Note that the filaments in the 5672 are backwards than in the 5678, so that the tubes can't be swapped. Another important aspect to consider is the tube manufacturer. I found out that the tung-sol tubes sounded better in the first positions, than the raytheon tubes. Checking it with an oscilloscope it was visible that the tung-sol tubes had more gain than the raytheon tubes I had.

Now is also the time to test the circuit and see how it sounds, if it is too bass heavy I suggest changing the 47nF capacitor between second and third stage to 10nF, that will filter some bass out from the initial stages and improve the sound. If it got too thin, just increase this capacitor to 22nF and so on.

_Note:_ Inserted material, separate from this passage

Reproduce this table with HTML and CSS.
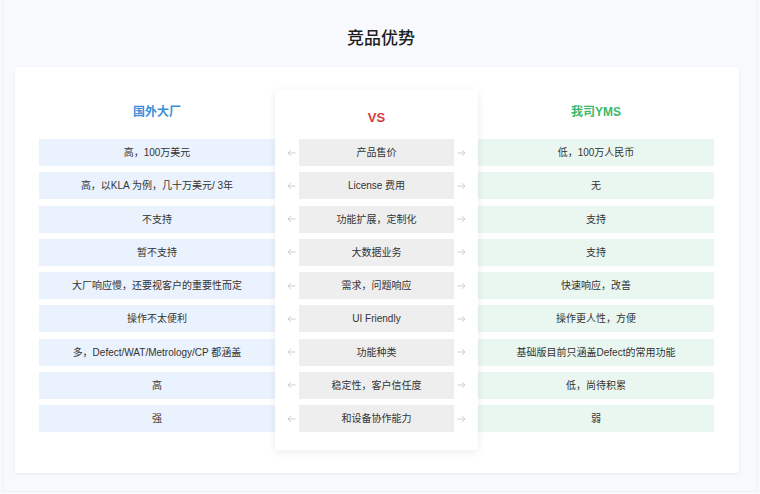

Step 12: Mounting Everything Inside the Enclosure

I started adding the screws for the mainboard. On the inside I added the rubber wire grommets, to give some clearance between board and enclosure and also to dampen some vibration. By running the first stage in pentode mode this could help if the tube gets microphonic. Then I added the board and screwed it down with the nuts, connected the tonestack, inserted the input jack and soldered the remaining wires.

With the mainboard in position I added the output transformer, adjusted the lenght of the wires and inserted the output jack and power jack.

At this point I saw that my SMPS board would not fit in the desired position (at the lateral wall, with the components perpendicular to this wall) because I added the power jack on the wrong side of the output jack... To fix this I sawed the SMPS board at the input side, removing the inductor and capacitor, and soldered the piece back to the board rotated by 90 degrees, as shown in the picture. I tested the SMPS again to see if it still was working, and finished by connecting the high voltage to the main board, through the RC filter board.

Step 13: Soundcheck

Now just plug the amplifier to your favorite 8 ohms cabinet (in my case a 1x10" with a celestion greenback) and use your pedal power supply to play at non-deafening levels!

By the way, if you like the sound of your amp feedbacking when you stop playing at the end of a sound, wait for the middle part of the video, it feedbacks quite easily when sitting in front of the cab.